* [Given task] Return the whole listing, line for line, without the pictures in it.

* [Data shown]

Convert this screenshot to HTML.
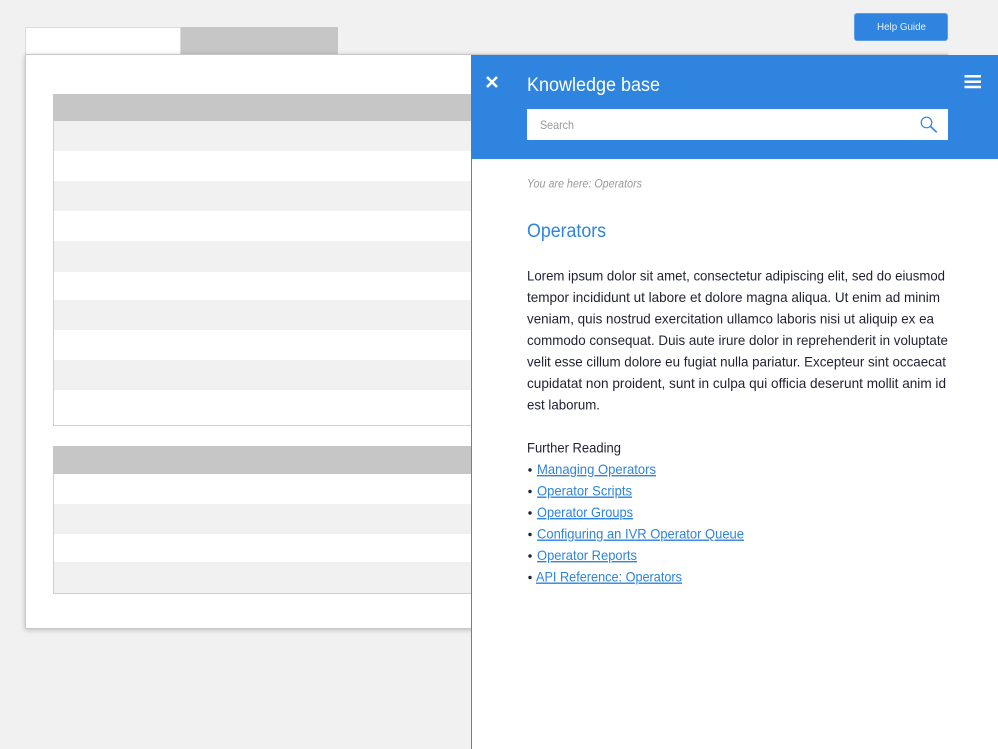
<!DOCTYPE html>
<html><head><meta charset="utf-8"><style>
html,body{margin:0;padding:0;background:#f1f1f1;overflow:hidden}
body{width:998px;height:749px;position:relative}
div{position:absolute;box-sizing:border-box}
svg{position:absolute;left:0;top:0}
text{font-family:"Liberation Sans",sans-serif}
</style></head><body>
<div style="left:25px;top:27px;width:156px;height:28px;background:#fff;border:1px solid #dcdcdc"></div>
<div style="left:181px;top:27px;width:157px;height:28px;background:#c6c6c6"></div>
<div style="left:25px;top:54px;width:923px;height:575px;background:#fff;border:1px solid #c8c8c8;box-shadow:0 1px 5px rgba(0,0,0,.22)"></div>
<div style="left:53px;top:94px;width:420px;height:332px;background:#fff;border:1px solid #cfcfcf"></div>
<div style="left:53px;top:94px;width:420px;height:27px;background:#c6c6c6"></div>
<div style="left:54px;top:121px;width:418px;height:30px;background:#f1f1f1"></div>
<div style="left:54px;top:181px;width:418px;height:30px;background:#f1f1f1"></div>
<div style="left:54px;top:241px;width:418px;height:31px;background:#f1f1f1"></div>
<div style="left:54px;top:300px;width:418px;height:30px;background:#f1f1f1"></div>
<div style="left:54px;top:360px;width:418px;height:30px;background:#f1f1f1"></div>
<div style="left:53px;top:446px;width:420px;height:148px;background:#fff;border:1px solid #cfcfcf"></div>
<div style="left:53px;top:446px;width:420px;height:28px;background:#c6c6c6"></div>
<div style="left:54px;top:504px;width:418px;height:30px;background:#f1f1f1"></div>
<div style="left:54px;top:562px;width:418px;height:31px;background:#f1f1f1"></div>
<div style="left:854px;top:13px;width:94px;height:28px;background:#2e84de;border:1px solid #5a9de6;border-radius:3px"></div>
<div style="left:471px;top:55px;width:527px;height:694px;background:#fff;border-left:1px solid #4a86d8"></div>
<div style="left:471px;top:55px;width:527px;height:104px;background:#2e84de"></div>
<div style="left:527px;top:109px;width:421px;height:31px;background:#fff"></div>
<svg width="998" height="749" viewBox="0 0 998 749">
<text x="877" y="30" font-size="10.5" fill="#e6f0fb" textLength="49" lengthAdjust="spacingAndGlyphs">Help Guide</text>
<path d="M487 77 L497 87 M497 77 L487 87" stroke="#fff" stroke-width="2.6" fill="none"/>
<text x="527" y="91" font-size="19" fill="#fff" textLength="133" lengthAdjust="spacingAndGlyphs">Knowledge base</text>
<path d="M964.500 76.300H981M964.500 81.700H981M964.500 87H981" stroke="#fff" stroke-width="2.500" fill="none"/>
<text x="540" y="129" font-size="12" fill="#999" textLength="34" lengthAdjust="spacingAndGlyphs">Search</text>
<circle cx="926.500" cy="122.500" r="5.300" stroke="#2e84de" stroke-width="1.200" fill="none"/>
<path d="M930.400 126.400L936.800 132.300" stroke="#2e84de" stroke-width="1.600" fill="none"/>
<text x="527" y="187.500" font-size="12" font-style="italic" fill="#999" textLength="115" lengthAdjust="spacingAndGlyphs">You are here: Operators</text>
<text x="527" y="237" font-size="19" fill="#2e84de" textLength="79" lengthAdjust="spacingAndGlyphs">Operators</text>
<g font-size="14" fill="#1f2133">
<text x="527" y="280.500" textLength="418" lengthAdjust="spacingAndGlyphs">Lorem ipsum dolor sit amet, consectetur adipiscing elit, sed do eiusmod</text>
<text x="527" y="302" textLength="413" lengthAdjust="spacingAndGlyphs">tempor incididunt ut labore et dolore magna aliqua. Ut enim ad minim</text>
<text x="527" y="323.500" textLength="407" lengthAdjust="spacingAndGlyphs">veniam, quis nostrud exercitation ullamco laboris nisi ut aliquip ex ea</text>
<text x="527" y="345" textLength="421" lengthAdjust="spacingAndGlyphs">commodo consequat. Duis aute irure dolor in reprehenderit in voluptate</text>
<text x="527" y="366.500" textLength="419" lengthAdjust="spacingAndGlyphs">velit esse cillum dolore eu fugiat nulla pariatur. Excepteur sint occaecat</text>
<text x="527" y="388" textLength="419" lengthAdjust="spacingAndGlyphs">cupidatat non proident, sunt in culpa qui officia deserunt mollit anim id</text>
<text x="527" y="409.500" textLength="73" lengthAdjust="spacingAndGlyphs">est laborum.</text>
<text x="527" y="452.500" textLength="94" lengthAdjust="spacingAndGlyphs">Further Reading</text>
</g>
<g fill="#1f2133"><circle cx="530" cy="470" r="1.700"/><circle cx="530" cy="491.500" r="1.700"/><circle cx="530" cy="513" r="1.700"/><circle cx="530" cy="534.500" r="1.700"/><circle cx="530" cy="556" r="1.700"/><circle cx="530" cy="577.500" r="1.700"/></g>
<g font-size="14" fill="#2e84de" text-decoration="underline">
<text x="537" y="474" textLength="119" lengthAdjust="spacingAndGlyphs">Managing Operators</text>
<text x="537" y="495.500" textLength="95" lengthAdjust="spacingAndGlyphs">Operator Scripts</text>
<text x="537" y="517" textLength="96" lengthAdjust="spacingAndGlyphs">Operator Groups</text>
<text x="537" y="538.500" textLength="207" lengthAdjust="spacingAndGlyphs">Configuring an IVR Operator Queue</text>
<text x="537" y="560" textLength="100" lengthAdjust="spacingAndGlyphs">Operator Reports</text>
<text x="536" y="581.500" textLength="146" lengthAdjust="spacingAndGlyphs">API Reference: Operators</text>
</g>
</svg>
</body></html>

* [Solution for this exercise]
Convert this screenshot to HTML.
<!DOCTYPE html>
<html><head><meta charset="utf-8"><style>
html,body{margin:0;padding:0;background:#f1f1f1;overflow:hidden}
body{width:998px;height:749px;position:relative}
div{position:absolute;box-sizing:border-box}
svg{position:absolute;left:0;top:0}
text{font-family:"Liberation Sans",sans-serif}
</style></head><body>
<div style="left:25px;top:27px;width:156px;height:28px;background:#fff;border:1px solid #dcdcdc"></div>
<div style="left:181px;top:27px;width:157px;height:28px;background:#c6c6c6"></div>
<div style="left:25px;top:54px;width:923px;height:575px;background:#fff;border:1px solid #c8c8c8;box-shadow:0 1px 5px rgba(0,0,0,.22)"></div>
<div style="left:53px;top:94px;width:420px;height:332px;background:#fff;border:1px solid #cfcfcf"></div>
<div style="left:53px;top:94px;width:420px;height:27px;background:#c6c6c6"></div>
<div style="left:54px;top:121px;width:418px;height:30px;background:#f1f1f1"></div>
<div style="left:54px;top:181px;width:418px;height:30px;background:#f1f1f1"></div>
<div style="left:54px;top:241px;width:418px;height:31px;background:#f1f1f1"></div>
<div style="left:54px;top:300px;width:418px;height:30px;background:#f1f1f1"></div>
<div style="left:54px;top:360px;width:418px;height:30px;background:#f1f1f1"></div>
<div style="left:53px;top:446px;width:420px;height:148px;background:#fff;border:1px solid #cfcfcf"></div>
<div style="left:53px;top:446px;width:420px;height:28px;background:#c6c6c6"></div>
<div style="left:54px;top:504px;width:418px;height:30px;background:#f1f1f1"></div>
<div style="left:54px;top:562px;width:418px;height:31px;background:#f1f1f1"></div>
<div style="left:854px;top:13px;width:94px;height:28px;background:#2e84de;border:1px solid #5a9de6;border-radius:3px"></div>
<div style="left:471px;top:55px;width:527px;height:694px;background:#fff;border-left:1px solid #4a86d8"></div>
<div style="left:471px;top:55px;width:527px;height:104px;background:#2e84de"></div>
<div style="left:527px;top:109px;width:421px;height:31px;background:#fff"></div>
<svg width="998" height="749" viewBox="0 0 998 749">
<text x="877" y="30" font-size="10.5" fill="#e6f0fb" textLength="49" lengthAdjust="spacingAndGlyphs">Help Guide</text>
<path d="M487 77 L497 87 M497 77 L487 87" stroke="#fff" stroke-width="2.6" fill="none"/>
<text x="527" y="91" font-size="19" fill="#fff" textLength="133" lengthAdjust="spacingAndGlyphs">Knowledge base</text>
<path d="M964.500 76.300H981M964.500 81.700H981M964.500 87H981" stroke="#fff" stroke-width="2.500" fill="none"/>
<text x="540" y="129" font-size="12" fill="#999" textLength="34" lengthAdjust="spacingAndGlyphs">Search</text>
<circle cx="926.500" cy="122.500" r="5.300" stroke="#2e84de" stroke-width="1.200" fill="none"/>
<path d="M930.400 126.400L936.800 132.300" stroke="#2e84de" stroke-width="1.600" fill="none"/>
<text x="527" y="187.500" font-size="12" font-style="italic" fill="#999" textLength="115" lengthAdjust="spacingAndGlyphs">You are here: Operators</text>
<text x="527" y="237" font-size="19" fill="#2e84de" textLength="79" lengthAdjust="spacingAndGlyphs">Operators</text>
<g font-size="14" fill="#1f2133">
<text x="527" y="280.500" textLength="418" lengthAdjust="spacingAndGlyphs">Lorem ipsum dolor sit amet, consectetur adipiscing elit, sed do eiusmod</text>
<text x="527" y="302" textLength="413" lengthAdjust="spacingAndGlyphs">tempor incididunt ut labore et dolore magna aliqua. Ut enim ad minim</text>
<text x="527" y="323.500" textLength="407" lengthAdjust="spacingAndGlyphs">veniam, quis nostrud exercitation ullamco laboris nisi ut aliquip ex ea</text>
<text x="527" y="345" textLength="421" lengthAdjust="spacingAndGlyphs">commodo consequat. Duis aute irure dolor in reprehenderit in voluptate</text>
<text x="527" y="366.500" textLength="419" lengthAdjust="spacingAndGlyphs">velit esse cillum dolore eu fugiat nulla pariatur. Excepteur sint occaecat</text>
<text x="527" y="388" textLength="419" lengthAdjust="spacingAndGlyphs">cupidatat non proident, sunt in culpa qui officia deserunt mollit anim id</text>
<text x="527" y="409.500" textLength="73" lengthAdjust="spacingAndGlyphs">est laborum.</text>
<text x="527" y="452.500" textLength="94" lengthAdjust="spacingAndGlyphs">Further Reading</text>
</g>
<g fill="#1f2133"><circle cx="530" cy="470" r="1.700"/><circle cx="530" cy="491.500" r="1.700"/><circle cx="530" cy="513" r="1.700"/><circle cx="530" cy="534.500" r="1.700"/><circle cx="530" cy="556" r="1.700"/><circle cx="530" cy="577.500" r="1.700"/></g>
<g font-size="14" fill="#2e84de" text-decoration="underline">
<text x="537" y="474" textLength="119" lengthAdjust="spacingAndGlyphs">Managing Operators</text>
<text x="537" y="495.500" textLength="95" lengthAdjust="spacingAndGlyphs">Operator Scripts</text>
<text x="537" y="517" textLength="96" lengthAdjust="spacingAndGlyphs">Operator Groups</text>
<text x="537" y="538.500" textLength="207" lengthAdjust="spacingAndGlyphs">Configuring an IVR Operator Queue</text>
<text x="537" y="560" textLength="100" lengthAdjust="spacingAndGlyphs">Operator Reports</text>
<text x="536" y="581.500" textLength="146" lengthAdjust="spacingAndGlyphs">API Reference: Operators</text>
</g>
</svg>
</body></html>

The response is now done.